Is Option-Adjusted Spread the same as a credit spread?

No. OAS aims to remove the embedded option value, but what remains can still include liquidity premium, sector effects, and model uncertainty. It is not a pure measure of default risk.

Why does Option-Adjusted Spread change when volatility assumptions change?

Because volatility affects the value of the embedded option. Higher volatility typically increases option value (for calls and many prepayment options), which can change the Option-Adjusted Spread required to match the same market price.

Should I use OAS for a non-callable, option-free bond?

Often, OAS is not necessary for a truly option-free bond, and Z-spread may be sufficient. However, some systems still report an OAS number. In that case, it is typically close to Z-spread if cash flows are fixed and there is no material optionality.

Can I compare Option-Adjusted Spread across dealers or data vendors?

You can, but only with caution. Different vendors may use different benchmark curves, volatility surfaces, and option behavior assumptions. If the framework is not consistent, differences in OAS may reflect modeling choices rather than relative value.

Does a higher Option-Adjusted Spread automatically mean better value?
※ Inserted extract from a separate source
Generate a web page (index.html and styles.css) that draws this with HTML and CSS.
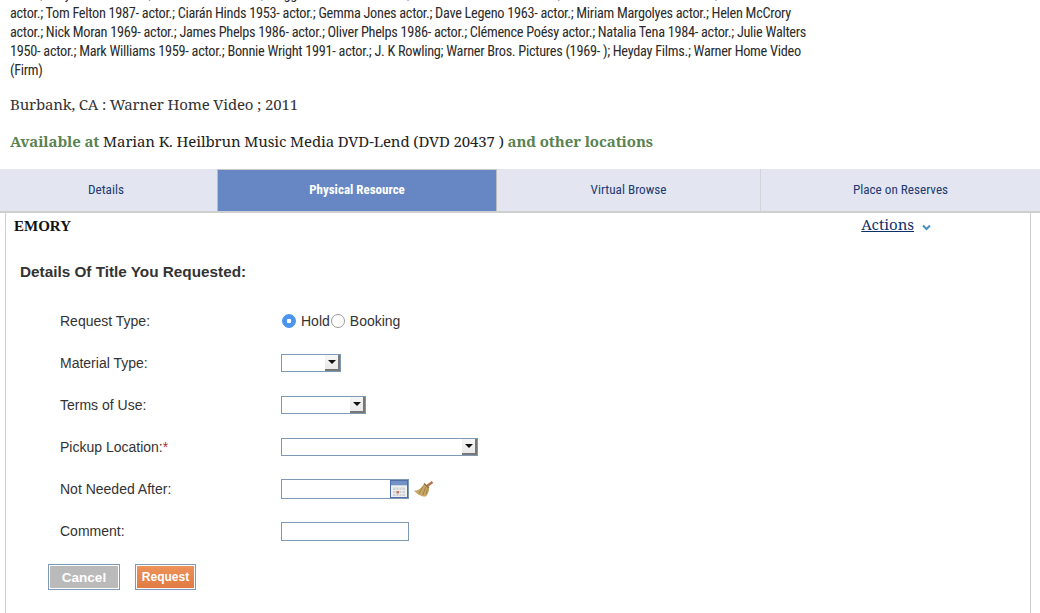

Not automatically. A higher Option-Adjusted Spread can indicate higher compensation, but it can also reflect higher liquidity risk, higher model uncertainty, or an unrealistic assumption set. It is typically used together with scenario checks and a review of key modeling inputs.

Conclusion

Option-Adjusted Spread is widely used for analyzing bonds whose cash flows can change because of embedded options, such as MBS, ABS structures, and callable corporate bonds. By modeling option exercise and discounting across interest-rate scenarios, OAS aims to produce an “option-free” spread that is more comparable across securities than yield-to-maturity or Z-spread alone. The trade-off is model dependence: curve choice, volatility, and behavioral assumptions can materially affect the result. When used consistently within comparable buckets and supported by sensitivity checks, Option-Adjusted Spread can help structure relative value discussions and clarify what is driving price and risk.